Die Grünen werfen Union und SPD vor, ihre Wahlversprechen durch die neuen Finanzmittel finanzieren zu wollen, statt das Geld für tatsächliche Verbesserungen einzusetzen. «Das ist Gift für unser Land», sagte Parteichefin Franzisika Brantner am Samstag. Co-Parteichef Felix Banaszak betonte: «Von einer Zustimmung sind wir heute weiter entfernt als in den letzten Tagen.»
Fallstrick bei Migration: die Nachbarländer
Auch die zweite große Grundsatzeinigung – beim Thema Migration – beinhaltet einen Fallstrick. Die Union hat zwar ihren Willen bekommen, dass auch Asylbewerber an den Grenzen zurückgewiesen werden sollen. Ob das aber für die von ihr geforderte Wende in der Asylpolitik sorgen wird, muss sich noch erweisen. Denn die Zurückweisungen, für die mehr Polizisten an den Grenzen kontrollieren sollen, sind «in Abstimmung mit den europäischen Nachbarn» geplant. Und wie die darauf reagieren, ist offen.
Vieles ist ungeklärt
Und es gibt auch noch einige weitere schwierige Fragen, die bisher noch nicht oder nur oberflächlich behandelt wurden. Ein paar Beispiele:
- Laut Sondierungspapier wollen Union und SPD «im Rahmen der Haushaltsberatungen auch Einsparungen vornehmen». Welche Bereiche das betreffen könnte, wird für heftige Kontroversen sorgen. Außerdem offen: Ob nach dem riesigen Schuldenpaket noch Steuern erhöht werden.
- Was wird aus dem Heizungsgesetz, einem hoch umstrittenen Erbe der Ampel-Koalition? Die CDU hatte im Wahlkampf versprochen, es rückgängig zu machen. Daran hängt auch die Förderung für den Einbau von Wärmepumpen. Im Sondierungspapier ist all das kein Thema.
- Bei der Rente haben beide Seiten zwar die Sicherung des Niveaus vereinbart, aber nicht auf welcher Höhe.
- Die Außen- und Sicherheitspolitik ist im Sondierungspapier praktisch kein Thema. Offene Fragen sind: Werden kurzfristig Waffenlieferungen für drei Milliarden Euro in die Ukraine genehmigt? Bleibt das Nein zur Lieferung von Taurus-Marschflugkörpern? Was ist mit der Wehrpflicht? Und wie steht Deutschland zu einem europäischen nuklearen Schutzschirm und einer europäischen Friedenstruppe für die Ukraine?
- Auch die innere Sicherheit und die Befugnisse von Polizei und Verfassungsschutz finden sich nicht im Ergebnispapier.

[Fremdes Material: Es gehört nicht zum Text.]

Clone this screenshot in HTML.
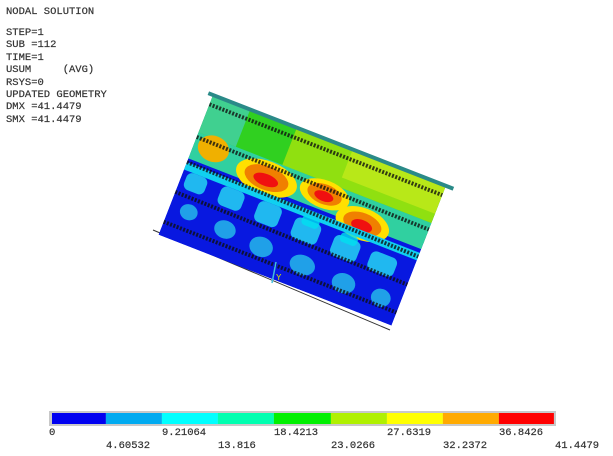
<!DOCTYPE html>
<html><head><meta charset="utf-8"><style>
html,body{margin:0;padding:0;background:#fff;width:613px;height:456px;overflow:hidden;position:relative}
.t{position:absolute;left:6px;font-family:"Liberation Mono",monospace;font-size:10.5px;color:#333;white-space:pre;line-height:12.4px;-webkit-text-stroke:0.2px #333}
.lab{position:absolute;font-family:"Liberation Mono",monospace;font-size:10.5px;color:#333;white-space:pre;-webkit-text-stroke:0.2px #333}
</style></head><body>
<div class="t" style="top:6px">NODAL SOLUTION</div>
<div class="t" style="top:27px">STEP=1
SUB =112
TIME=1
USUM     (AVG)
RSYS=0
UPDATED GEOMETRY
DMX =41.4479
SMX =41.4479</div>

<svg width="613" height="456" style="position:absolute;left:0;top:0">
<defs>
<clipPath id="c"><rect x="0" y="0" width="250" height="150"/></clipPath>
</defs>
<line x1="153" y1="230" x2="390" y2="330" stroke="#333" stroke-width="1"/>
<g transform="translate(213,95) rotate(21.3)">
<g clip-path="url(#c)">
<rect x="0" y="0" width="250" height="150" fill="#0818e0"/>
<rect x="0" y="0" width="250" height="62" fill="#30d020"/>
<rect x="90" y="0" width="160" height="40" fill="#90e010"/>
<rect x="150" y="0" width="100" height="30" fill="#b8e818"/>
<rect x="0" y="0" width="40" height="40" fill="#40d090"/>
<rect x="0" y="40" width="250" height="28" fill="#30d0a0"/>
<!-- hot spots -->
<ellipse cx="20" cy="50" rx="16" ry="13" fill="#f0b000"/>
<ellipse cx="80" cy="58" rx="32" ry="17" fill="#ffe000"/>
<ellipse cx="80" cy="58" rx="23" ry="12" fill="#f08000"/>
<ellipse cx="80" cy="60" rx="13" ry="6" fill="#f01010"/>
<ellipse cx="140" cy="52" rx="26" ry="14" fill="#ffe000"/>
<ellipse cx="140" cy="52" rx="18" ry="10" fill="#f08000"/>
<ellipse cx="140" cy="54" rx="10" ry="5" fill="#f01010"/>
<ellipse cx="186" cy="66" rx="28" ry="16" fill="#ffe000"/>
<ellipse cx="186" cy="66" rx="20" ry="11" fill="#f08000"/>
<ellipse cx="186" cy="68" rx="11" ry="6" fill="#f01010"/>
<rect x="0" y="72" width="250" height="8" fill="#10d0f0"/>
<!-- light blue cells -->
<g fill="#20b8f0">
<rect x="5" y="80" width="22" height="18" rx="6"/><rect x="42" y="80" width="25" height="20" rx="6"/>
<rect x="82" y="80" width="25" height="22" rx="6"/><rect x="122" y="82" width="28" height="22" rx="6"/>
<rect x="165" y="84" width="28" height="22" rx="6"/><rect x="205" y="86" width="28" height="20" rx="6"/>
</g>
<g fill="#00e0f0" opacity="0.8">
<rect x="128" y="78" width="18" height="10" rx="4"/><rect x="170" y="80" width="18" height="10" rx="4"/>
</g>
<g fill="#20a0e8">
<ellipse cx="20" cy="118" rx="9" ry="8"/><ellipse cx="60" cy="121" rx="11" ry="9"/>
<ellipse cx="100" cy="124" rx="12" ry="10"/><ellipse cx="145" cy="126" rx="13" ry="10"/>
<ellipse cx="190" cy="128" rx="12" ry="10"/><ellipse cx="230" cy="128" rx="10" ry="9"/>
</g>
<g stroke="#111" stroke-width="4" stroke-dasharray="2 1.5" fill="none" opacity="0.8">
<line x1="0" y1="10" x2="250" y2="10"/>
<line x1="0" y1="45" x2="250" y2="47"/>
<line x1="0" y1="72" x2="250" y2="76"/>
<line x1="0" y1="104" x2="250" y2="106"/>
<line x1="0" y1="136" x2="250" y2="136"/>
</g>
</g>
<line x1="-5" y1="0" x2="258" y2="0" stroke="#2a8a88" stroke-width="4"/>
</g>
<line x1="276" y1="262" x2="272" y2="283" stroke="#40c0e0" stroke-width="1.5"/>
<text x="276" y="280" font-family="Liberation Mono,monospace" font-size="9" fill="#d8e000">Y</text>
<!-- colour bar -->
<rect x="49" y="411" width="507" height="15" fill="#c8c8c8"/>
<g>
<rect x="52" y="413" width="53.9" height="11" fill="#0000f0"/>
<rect x="105.9" y="413" width="56" height="11" fill="#00aaf0"/>
<rect x="161.9" y="413" width="56" height="11" fill="#00ffff"/>
<rect x="217.9" y="413" width="56" height="11" fill="#00ffb0"/>
<rect x="273.9" y="413" width="57" height="11" fill="#00f000"/>
<rect x="330.9" y="413" width="56" height="11" fill="#b0f000"/>
<rect x="386.9" y="413" width="56" height="11" fill="#ffff00"/>
<rect x="442.9" y="413" width="56" height="11" fill="#ffaa00"/>
<rect x="498.9" y="413" width="55" height="11" fill="#ff0000"/>
</g>
</svg>
<div class="lab" style="left:49px;top:427px">0</div>
<div class="lab" style="left:162px;top:427px">9.21064</div>
<div class="lab" style="left:274px;top:427px">18.4213</div>
<div class="lab" style="left:387px;top:427px">27.6319</div>
<div class="lab" style="left:499px;top:427px">36.8426</div>
<div class="lab" style="left:106px;top:440px">4.60532</div>
<div class="lab" style="left:218px;top:440px">13.816</div>
<div class="lab" style="left:331px;top:440px">23.0266</div>
<div class="lab" style="left:443px;top:440px">32.2372</div>
<div class="lab" style="left:555px;top:440px">41.4479</div>
</body></html>
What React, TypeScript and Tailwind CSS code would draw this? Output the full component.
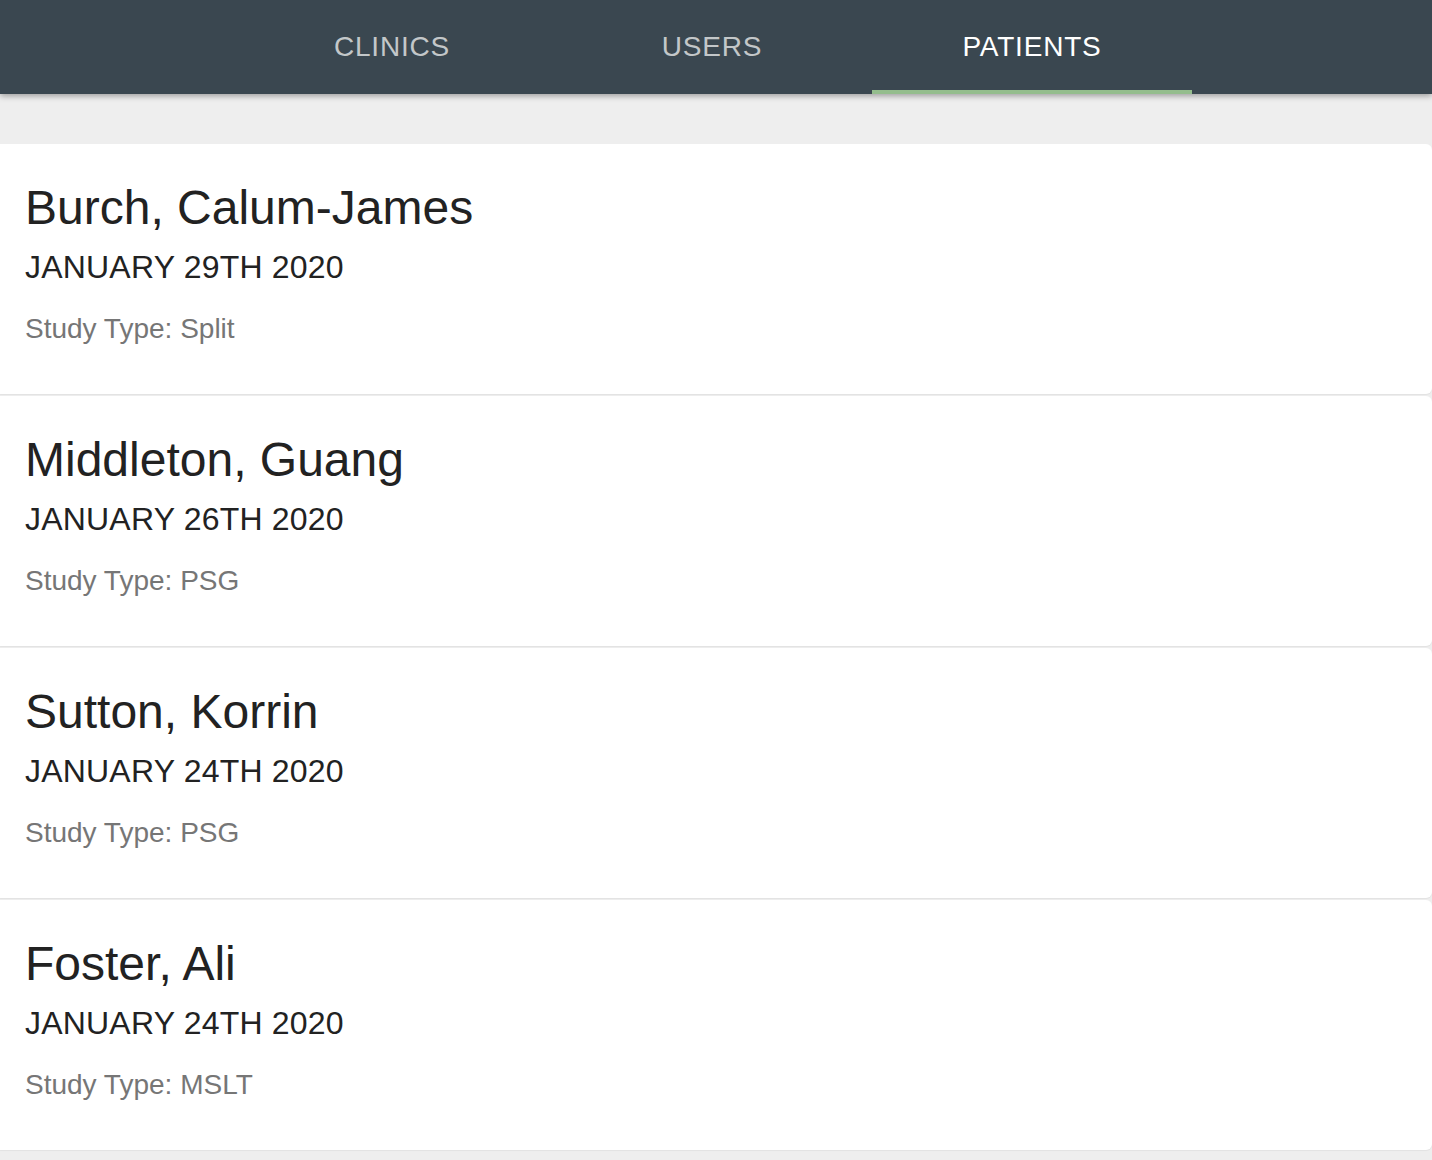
import React from "react";

const patients = [
  { name: "Burch, Calum-James", date: "JANUARY 29TH 2020", type: "Split" },
  { name: "Middleton, Guang", date: "JANUARY 26TH 2020", type: "PSG" },
  { name: "Sutton, Korrin", date: "JANUARY 24TH 2020", type: "PSG" },
  { name: "Foster, Ali", date: "JANUARY 24TH 2020", type: "MSLT" },
];

const tabs = ["CLINICS", "USERS", "PATIENTS"];

export default function App() {
  return (
    <div
      className="min-h-[1160px] w-full bg-[#eeeeee] overflow-hidden"
      style={{ fontFamily: '"Liberation Sans", Arial, sans-serif' }}
    >
      <header className="relative z-10 h-[94px] bg-[#3a4750] shadow-[0_2px_6px_rgba(0,0,0,0.35)]">
        <nav className="flex h-full justify-center pr-[8px]">
          {tabs.map((t) => {
            const active = t === "PATIENTS";
            return (
              <div
                key={t}
                className="relative flex h-full w-[320px] items-center justify-center"
              >
                <span
                  className={
                    "text-[28px] leading-none tracking-[0.8px] " +
                    (active ? "text-white" : "text-[#c3c7c9]")
                  }
                >
                  {t}
                </span>
                {active && (
                  <div className="absolute bottom-0 left-0 h-[4px] w-full bg-[#94bd8d]" />
                )}
              </div>
            );
          })}
        </nav>
      </header>

      <main className="flex flex-col gap-[2px] pt-[50px]">
        {patients.map((p) => (
          <div
            key={p.name}
            className="h-[250px] rounded-r-[6px] bg-white px-[25px] pt-[36px] shadow-[0_1px_1px_rgba(0,0,0,0.05)]"
          >
            <div className="text-[48px] leading-[56px] text-[#222222]">{p.name}</div>
            <div className="mt-[11px] text-[32px] leading-[40px] tracking-[0.2px] text-[#222222]">{p.date}</div>
            <div className="mt-[24px] text-[28px] leading-[36px] text-[#767676]">
              Study Type: {p.type}
            </div>
          </div>
        ))}
      </main>
    </div>
  );
}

- Offen ist, ob man noch über einen Weiterbetrieb der stillgelegten Atomkraftwerke nachdenkt. Die CDU hatte im Wahlprogramm versprochen, das zumindest zu prüfen. Im Sondierungspapier taucht das nicht auf.
- Das gerade erst reformierte Wahlrecht soll überprüft werden. Wie es geändert werden könnte, wäre noch zu klären.
- Deutschlandticket: Über «den Fortbestand» über das Jahresende hinaus soll beraten werden. Das zielt vor allem auf die weitere Finanzierung mit staatlichen Zuschüssen, aber wie genau?
«Basst scho»
Es bleibt also spannend. Ein gutes Zeichen für die kommenden Verhandlungen ist, dass die Sondierungsrunden ziemlich reibungslos verlaufen sind. Es gab Frühlingsbilder von gut gelaunten Sondierern bei Sonnenschein auf Balkonen – als Kontrastprogramm zu den düsteren Tagen des Ampel-Niedergangs im vergangenen Herbst.
Unions-Fraktionschef Merz sprach von einer «guten und sehr kollegialen Atmosphäre». Auch SPD-Chef Lars Klingbeil nannte die Gespräche «konstruktiv». Und selbst CSU-Chef Markus Söder meinte: «Basst scho» (Passt schon).
Einigung bis Ostern?
Die Führungsgremien der CSU und SPD planen, am Sonntag über die Sondierungsergebnisse zu beraten, die CDU am Montag. Dann können die Koalitionsverhandlungen beginnen. Merz strebt einen Abschluss bis Ostern an. Die SPD hat sich bisher noch nicht konkret zu Zeitplänen geäußert.